What I need is a nested dictionary. The goal is something like this:
{
Mad_Men:{script_1: corpus_1, script_2: corpus_2, ..., script_n: corpus_n}, | Pan_Am: {script_1: corpus_1, script_2: corpus_2, ..., script_n: corpus_n}, | The_Kennedys: {script_1: corpus_1, script_2: corpus_2, ..., script_n: corpus_n}, | X-Men_First_Class: {script1: corpus1} |
}
In my previous solution, I used recursion to work through any subdirectories until I grabbed the file paths for all files the specified directory and its subdirectories then returned that as a list.

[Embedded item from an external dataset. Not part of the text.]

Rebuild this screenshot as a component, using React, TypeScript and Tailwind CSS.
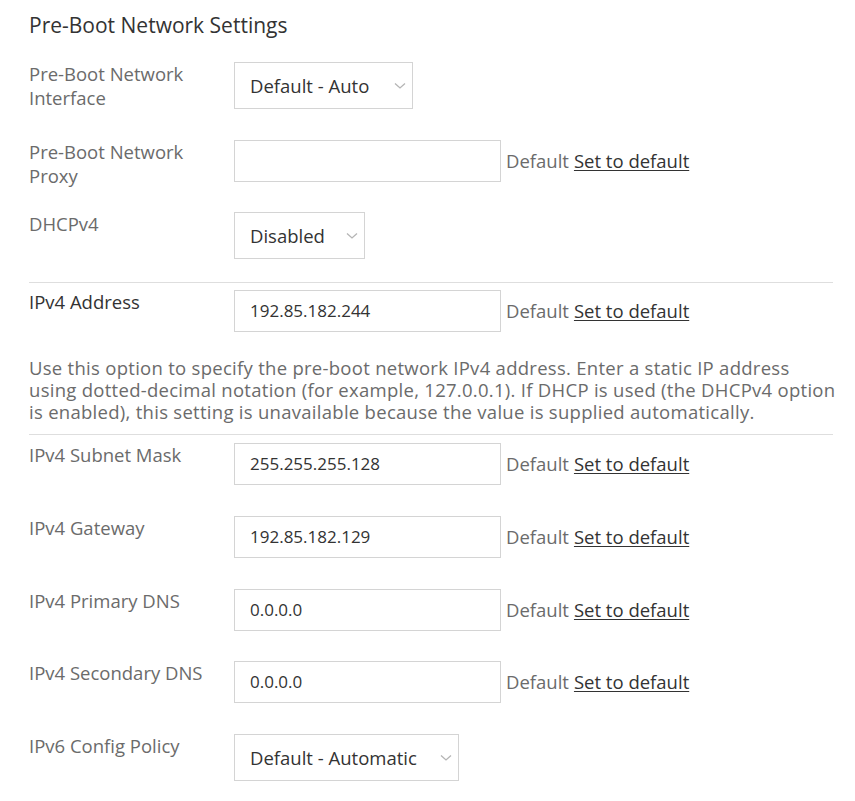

def list_filepaths(append_list, file_path = os.getcwd()):
for thing in os.scandir(file_path):
if thing.is_dir():
new_path = os.path.join(file_path, thing.name)
list_filepaths(append_list, new_path)
elif thing.is_file:
append_list.append(f'{file_path}/{thing.name}')
return append_list
I improved upon that concept when I added the read_script
function to the example code:
file_path = os.path.join(os.getcwd(), 'data', '1960s')
test_dict = {}
for thing in os.scandir(file_path):
test_dict[thing.name] = read_script(f'{file_path}/{thing.name}')

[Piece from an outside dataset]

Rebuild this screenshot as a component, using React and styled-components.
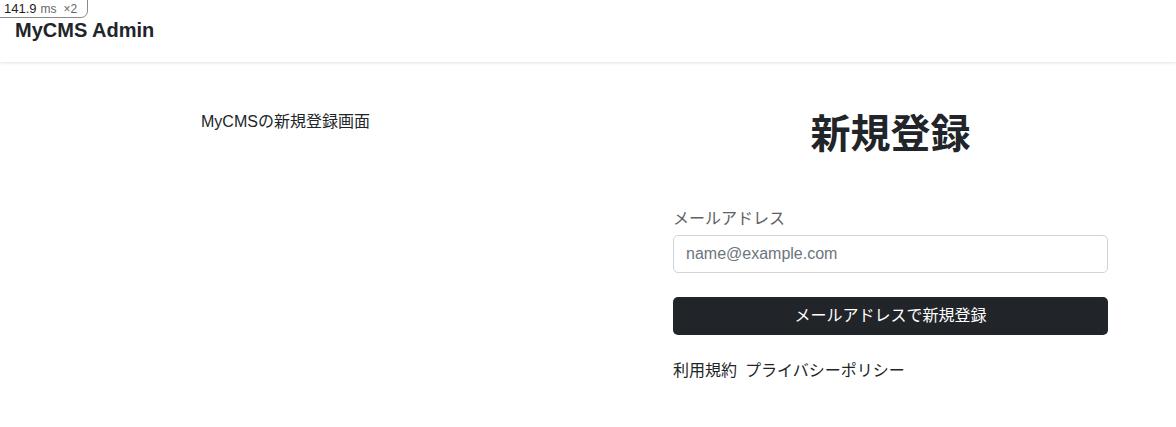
import React from 'react'
import styled, { createGlobalStyle } from 'styled-components'

const GlobalStyle = createGlobalStyle`
  body {
    margin: 0;
    background: #ffffff;
    color: #212529;
    font-family: "Liberation Sans", "Noto Sans CJK JP", sans-serif;
    font-size: 16px;
    line-height: 1.5;
  }
  * { box-sizing: border-box; }
`

const TimingBadge = styled.div`
  position: absolute;
  top: -1px;
  left: -1px;
  width: 89px;
  padding: 0 0 0 4px;
  height: 19px;
  line-height: 17px;
  font-size: 13px;
  color: #222;
  background: #fff;
  border: 1px solid #8a8a8a;
  border-radius: 0 0 7px 0;
  z-index: 10;
`

const BadgeUnit = styled.span`
  color: #666;
  font-size: 12px;
  margin-left: ${p => p.gap}px;
`

const Header = styled.header`
  height: 62px;
  display: flex;
  align-items: center;
  padding: 0 15px;
  background: #fff;
  box-shadow: 0 1px 3px rgba(0, 0, 0, 0.12);
`

const Brand = styled.div`
  font-size: 20px;
  font-weight: 700;
  color: #212529;
  margin-top: -2px;
`

const Main = styled.main`
  display: flex;
  padding: 48px 0 0 201px;
`

const LeftCol = styled.div`
  width: 472px;
`

const RightCol = styled.div`
  width: 435px;
  display: flex;
  flex-direction: column;
`

const Title = styled.h1`
  margin: 0 0 49px;
  font-size: 40px;
  line-height: 48px;
  font-weight: 700;
  text-align: center;
`

const Label = styled.label`
  color: #5c6166;
  margin-bottom: 4px;
`

const Input = styled.input`
  height: 38px;
  padding: 6px 12px;
  font: inherit;
  border: 1px solid #ced4da;
  border-radius: 5px;
  color: #212529;
  &::placeholder { color: #6c757d; }
`

const SubmitButton = styled.button`
  margin-top: 24px;
  height: 38px;
  font: inherit;
  color: #fff;
  background: #212529;
  border: none;
  border-radius: 5px;
`

const Links = styled.div`
  margin-top: 24px;
  display: flex;
  gap: 8px;
`

const LinkText = styled.a`
  color: #212529;
  text-decoration: none;
`

export default function App() {
  return (
    <>
      <GlobalStyle />
      <TimingBadge>
        141.9<BadgeUnit gap={4}>ms</BadgeUnit><BadgeUnit gap={7}>×2</BadgeUnit>
      </TimingBadge>
      <Header>
        <Brand>MyCMS Admin</Brand>
      </Header>
      <Main>
        <LeftCol>MyCMSの新規登録画面</LeftCol>
        <RightCol>
          <Title>新規登録</Title>
          <Label>メールアドレス</Label>
          <Input placeholder="name@example.com" />
          <SubmitButton>メールアドレスで新規登録</SubmitButton>
          <Links>
            <LinkText>利用規約</LinkText>
            <LinkText>プライバシーポリシー</LinkText>
          </Links>
        </RightCol>
      </Main>
    </>
  )
}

A few minor edits to the original recursive function gives me what I want. This StackOverflow answer gave me the key I needed to recursively create the dictionary structure: add the dictionary as a parameter, then create a new level to feed to the recursion:
def load_files_to_dict(file_path, return_dict):
for thing in os.scandir(file_path):
if thing.is_dir():
new_path = os.path.join(file_path, thing.name)
new_dict = return_dict[thing.name] = {}
load_files_to_dict(new_path, new_dict)
elif thing.is_file:
return_dict[thing.name] = read_script(f'{file_path}/{thing.name}')
return return_dict
file_path = os.path.join(os.getcwd(), 'data', '1960s')

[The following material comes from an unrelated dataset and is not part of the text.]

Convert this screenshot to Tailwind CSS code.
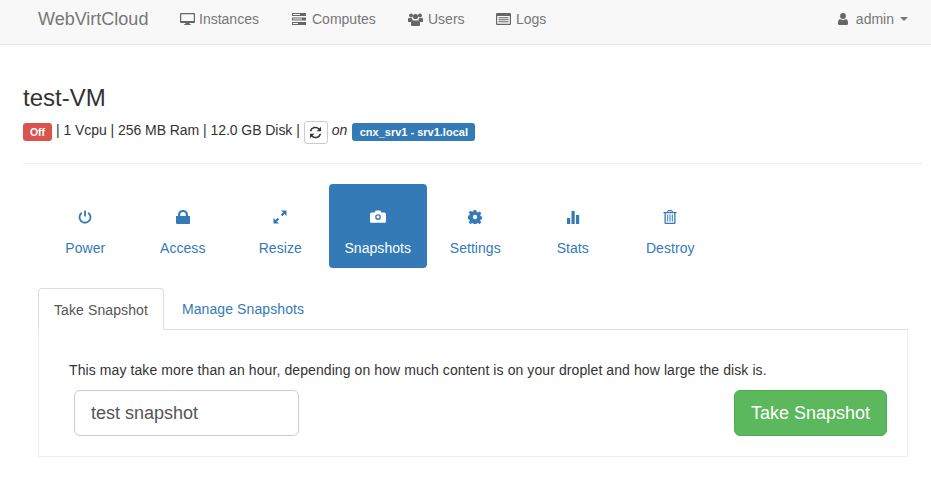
<!DOCTYPE html>
<html lang="en">
<head>
  <meta charset="UTF-8" />
  <title>WebVirtCloud</title>
  <script src="https://cdn.jsdelivr.net/npm/@tailwindcss/browser@4"></script>
</head>
<body class="bg-white text-[#333] text-[14px] leading-[20px] font-['Liberation_Sans',Arial,sans-serif]">
  <!-- top nav -->
  <nav class="h-[45px] bg-[#f8f8f8] border-b border-[#e7e7e7] flex items-center pl-[38px] pr-[23px] pb-[6px] text-[#777]">
    <a class="text-[18px] w-[142px]">WebVirtCloud</a>
    <a class="flex items-center w-[112px]">
      <svg class="w-[15px] h-[14px] mr-[4px] fill-[#666]" viewBox="0 0 15 14"><path d="M1 1h13a1 1 0 0 1 1 1v8a1 1 0 0 1-1 1H9.500v1.200H11V13H4v-.8h1.500V11H1a1 1 0 0 1-1-1V2a1 1 0 0 1 1-1zm.2 1.200v6.800h12.600V2.200z"/></svg>
      Instances
    </a>
    <a class="flex items-center w-[116px]">
      <svg class="w-[14px] h-[12px] mr-[6px] fill-[#666]" viewBox="0 0 14 12"><path d="M0 0h14v3H0zm1 1v1h7V1zM0 4.500h14v3H0zm1 1v1h9v-1zM0 9h14v3H0zm1 1v1h5v-1z" fill-rule="evenodd"/></svg>
      Computes
    </a>
    <a class="flex items-center w-[88px]">
      <svg class="w-[15px] h-[13px] mr-[5px] fill-[#666]" viewBox="0 0 15 13"><circle cx="3" cy="2.500" r="2"/><circle cx="12" cy="2.500" r="2"/><circle cx="7.500" cy="3.500" r="2.600"/><path d="M0 6q0-1 1-1h2.500q.6 1.500 1.500 2-1.500.6-1.800 2H0zM15 6q0-1-1-1h-2.500q-.6 1.500-1.500 2 1.500.6 1.800 2H15zM4.500 7.500h6q1.500 0 1.500 2V12q0 1-1 1H4q-1 0-1-1V9.500q0-2 1.500-2z"/></svg>
      Users
    </a>
    <a class="flex items-center">
      <svg class="w-[15px] h-[12px] mr-[5px] fill-[#666]" viewBox="0 0 15 12"><path fill-rule="evenodd" d="M1 0h13a1 1 0 0 1 1 1v10a1 1 0 0 1-1 1H1a1 1 0 0 1-1-1V1a1 1 0 0 1 1-1zm.200 3v7.800h12.600V3zM2.500 4.200h10v1h-10zm0 2h10v1h-10zm0 2h10v1h-10z"/></svg>
      Logs
    </a>
    <a class="flex items-center ml-auto">
      <svg class="w-[10px] h-[12px] mr-[8px] fill-[#666]" viewBox="0 0 10 12"><circle cx="5" cy="3" r="2.900"/><path d="M2 6q3 1.800 6 0 2 .5 2 4v.7q0 1.300-1.300 1.300H1.300Q0 12 0 10.700V10q0-3.500 2-4z"/></svg>
      admin
      <span class="ml-[6px] w-0 h-0 border-x-[4px] border-x-transparent border-t-[4px] border-t-[#777]"></span>
    </a>
  </nav>

  <main class="pl-[23px] pr-[8px]">
    <h1 class="text-[24px] leading-[26px] mt-[40px]">test-VM</h1>
    <div class="flex items-center h-[24px] mt-[9px]">
      <span class="h-[18px] w-[29px] rounded-[3px] bg-[#d9534f] text-white text-[10.500px] font-bold leading-[18px] text-center">Off</span>
      <span class="ml-[4px] mb-[4px] tracking-[-0.05px]">| 1 Vcpu | 256 MB Ram | 12.0 GB Disk |</span>
      <span class="ml-[4px] w-[24px] h-[23px] border border-[#ccc] rounded-[3px] flex items-center justify-center">
        <svg class="w-[13px] h-[13px]" viewBox="0 0 13 13"><path class="fill-none stroke-[#333] stroke-[1.500]" d="M1.500 5.200A5 5 0 0 1 10 3M11.500 7.800A5 5 0 0 1 3 10"/><path class="fill-[#333]" d="M12 .8v4.400H7.600zM1 12.200V7.800h4.400z"/></svg>
      </span>
      <em class="ml-[4px] mb-[4px]">on</em>
      <span class="ml-[5px] h-[18px] w-[123px] rounded-[3px] bg-[#337ab7] text-white text-[11px] font-bold leading-[18px] text-center">cnx_srv1 - srv1.local</span>
    </div>
    <hr class="border-t border-[#eee] mt-[19px]" />

    <!-- section pills -->
    <ul class="grid grid-cols-[repeat(7,97.500px)] ml-[13.500px] mt-[20px] text-[#337ab7] text-center tracking-[0.05px]">
      <li class="h-[84px] flex flex-col items-center pt-[26px]">
        <svg class="w-[14px] h-[14px] fill-none stroke-[#337ab7] stroke-[1.800]" viewBox="0 0 14 14"><path d="M3.800 2.800a5.500 5.500 0 1 0 6.400 0M7 .6v5.800"/></svg>
        <span class="mt-[14px]">Power</span>
      </li>
      <li class="h-[84px] flex flex-col items-center pt-[26px]">
        <svg class="w-[14px] h-[14px] fill-[#337ab7]" viewBox="0 0 14 14"><path d="M0 6h2V4.500a5 4.500 0 0 1 10 0V6h2v7a1 1 0 0 1-1 1H1a1 1 0 0 1-1-1zm4.200 0h5.600V4.500a2.800 2.500 0 0 0-5.600 0z"/></svg>
        <span class="mt-[14px]">Access</span>
      </li>
      <li class="h-[84px] flex flex-col items-center pt-[26px]">
        <svg class="w-[14px] h-[14px] fill-[#337ab7]" viewBox="0 0 14 14"><path d="M8 .500h5.500V6l-2-2L9.300 6.200 7.800 4.700 10 2.500zM6 13.500H.500V8l2 2 2.200-2.200 1.500 1.500L4 11.500z"/></svg>
        <span class="mt-[14px]">Resize</span>
      </li>
      <li class="h-[84px] flex flex-col items-center pt-[26px] bg-[#337ab7] text-white rounded-[4px]">
        <svg class="w-[16px] h-[13px] mb-[1px] fill-white" viewBox="0 1.500 14 11"><path fill-rule="evenodd" d="M1.500 3.500H4L5 1.800h4l1 1.700h2.500A1.500 1.500 0 0 1 14 5v6.500a1 1 0 0 1-1 1H1a1 1 0 0 1-1-1V5a1.500 1.500 0 0 1 1.500-1.500zM7 5a2.500 2.500 0 1 0 0 5 2.500 2.500 0 0 0 0-5zm0 1.200a1.300 1.300 0 1 1 0 2.600 1.300 1.300 0 0 1 0-2.600z"/></svg>
        <span class="mt-[14px]">Snapshots</span>
      </li>
      <li class="h-[84px] flex flex-col items-center pt-[26px]">
        <svg class="w-[14px] h-[14px] fill-[#337ab7]" viewBox="0 0 14 14"><path fill-rule="evenodd" d="M5.800 0h2.400l.4 2 1.300.6 1.700-1.100 1.700 1.700-1.100 1.700.5 1.300 2 .4v2.400l-2 .4-.5 1.300 1.100 1.700-1.700 1.700-1.700-1.100-1.300.5-.4 2H5.800l-.4-2-1.300-.5-1.700 1.100-1.700-1.700 1.100-1.700-.6-1.300-2-.4V5.800l2-.4.6-1.300-1.100-1.700 1.700-1.700 1.700 1.100 1.300-.6zM7 4.800a2.200 2.200 0 1 0 0 4.400 2.200 2.200 0 0 0 0-4.400z"/></svg>
        <span class="mt-[14px]">Settings</span>
      </li>
      <li class="h-[84px] flex flex-col items-center pt-[26px]">
        <svg class="w-[14px] h-[14px] fill-[#337ab7]" viewBox="0 0 14 14"><path d="M1 8h3.200v6H1zM5.500 1h3.200v13H5.500zM10 5h3.200v9H10z"/></svg>
        <span class="mt-[14px]">Stats</span>
      </li>
      <li class="h-[84px] flex flex-col items-center pt-[26px]">
        <svg class="w-[14px] h-[14px] fill-[#337ab7]" viewBox="0 0 14 14"><path fill-rule="evenodd" d="M5 0h4l1 2h3.500v1.200h-1V13a1 1 0 0 1-1 1h-9a1 1 0 0 1-1-1V3.200h-1V2H4zm.400 1.200L5 2h4l-.4-.8zM2.800 3.200v9.600h8.400V3.200zM4.200 4.500h1v7h-1zm2.300 0h1v7h-1zm2.300 0h1v7h-1z"/></svg>
        <span class="mt-[14px]">Destroy</span>
      </li>
    </ul>

    <!-- tabs -->
    <div class="ml-[15px] mr-[15px] mt-[20px]">
      <div class="flex h-[42px] border-b border-[#ddd] tracking-[0.1px]">
        <a class="h-[42px] px-[15px] pt-[11px] bg-white border border-[#ddd] border-b-white rounded-t-[4px] text-[#555]">Take Snapshot</a>
        <a class="px-[18px] pt-[11px] text-[#337ab7]">Manage Snapshots</a>
      </div>
      <div class="h-[127px] border border-t-0 border-[#eee] pl-[30px] pr-[20px] pt-[30px]">
        <p class="tracking-[0.09px]">This may take more than an hour, depending on how much content is on your droplet and how large the disk is.</p>
        <div class="flex justify-between mt-[10px] pl-[5px]">
          <input value="test snapshot" class="w-[225px] h-[46px] border border-[#ccc] rounded-[6px] px-[16px] text-[18px] text-[#555]" />
          <button class="w-[153px] h-[46px] bg-[#5cb85c] border border-[#4cae4c] rounded-[6px] text-white text-[18px]">Take Snapshot</button>
        </div>
      </div>
    </div>
  </main>
</body>
</html>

unilayer_dict = load_files_to_dict(file_path, {})
print(list(unilayer_dict.keys())[:5]) # First 5 scripts in the 1960s directory
print('\n')
print(list(unilayer_dict.keys())[0], 'sample text:') # Name of the first script in the list
print(unilayer_dict[list(unilayer_dict.keys())[0]][:500]) # 500 character sample of the first script
['The Twilight Zone - 3x17 - One More Pallbearer.srt', 'The Twilight Zone - 3x05 - A Game of Pool.srt', 'The Twilight Zone - 2x03 - Nervous Man in a Four Dollar Room.srt', 'The Twilight Zone - 4x05 - Mute.srt', 'The Twilight Zone - 3x04 - The Passersby.srt']
The Twilight Zone - 3x17 - One More Pallbearer.srt sample text:
You're traveling
through another dimension-
a dimension not only of sight
and sound, but of mind,
a journey into a wondrous land
whose boundaries
are that of imagination.
Your next stop,
the twilight zone.
She's all set,
mr. Radin.
How about the
sound system?
You check that out?
She's all
ready to go.
I don't know where you
got your sound effects
but you'd swear
a bomb was exploding.
I mean a big bomb.
That's precisely the way
it's supposed to sound.
That about do it,
mr
file_path = os.path.join(os.getcwd(), 'data', '21st-century')
bilayer_dict = load_files_to_dict(file_path, {})
print(list(bilayer_dict.keys())) # List of the subdirectories in the 21st-century directory
print(list(bilayer_dict.keys())[0]) # Name of the first subdirectory in the list
print(list(bilayer_dict[list(bilayer_dict.keys())[0]].keys())) # List of the scripts of the first subdirectory within the subdirectory list
print('\n')
print(list(bilayer_dict[list(bilayer_dict.keys())[0]].keys())[0], 'sample text')
print(bilayer_dict[list(bilayer_dict.keys())[0]][list(bilayer_dict[list(bilayer_dict.keys())[0]].keys())[0]][:500]) # 500 character sample of the script
['Pan_Am', 'Mad_Men', 'X-Men_First_Class', 'The_Kennedys']
Pan_Am
['Pan.Am.S01E09.srt', 'Pan.Am.S01E08.srt', 'Pan.Am.S01E05.srt', 'Pan.Am.S01E11.srt', 'Pan.Am.S01E10.srt', 'Pan.Am.S01E04.srt', 'Pan.Am.S01E12.srt', 'Pan.Am.S01E06.srt', 'Pan.Am.S01E07.srt', 'Pan.Am.S01E13.srt', 'Pan.Am.S01E03.srt', 'Pan.Am.S01E02.srt', 'Pan.Am.S01E14.srt', 'Pan.Am.S01E01.srt']
Pan.Am.S01E09.srt sample text
Previously on "Pan Am"...
Look, I get to see the world,
Sam.
When was the last time
you left the village?
I don't need to see the world
to change it.
- Marry me!
- I can't say yes now.
Pan Am stewardess can travell all
around the world without suspicion.
You volunteered for this.
They will let you out.
Are you going my way?
Sometimes the stars align.
You're different
from other girls.
Thank you.
And democracy is not perfect.
You're casting a shadow,
Kate.
I take it you miss
Ta-da. I can now easily load and store all of the 1960s and 21st century corpora while only having to specify two file paths.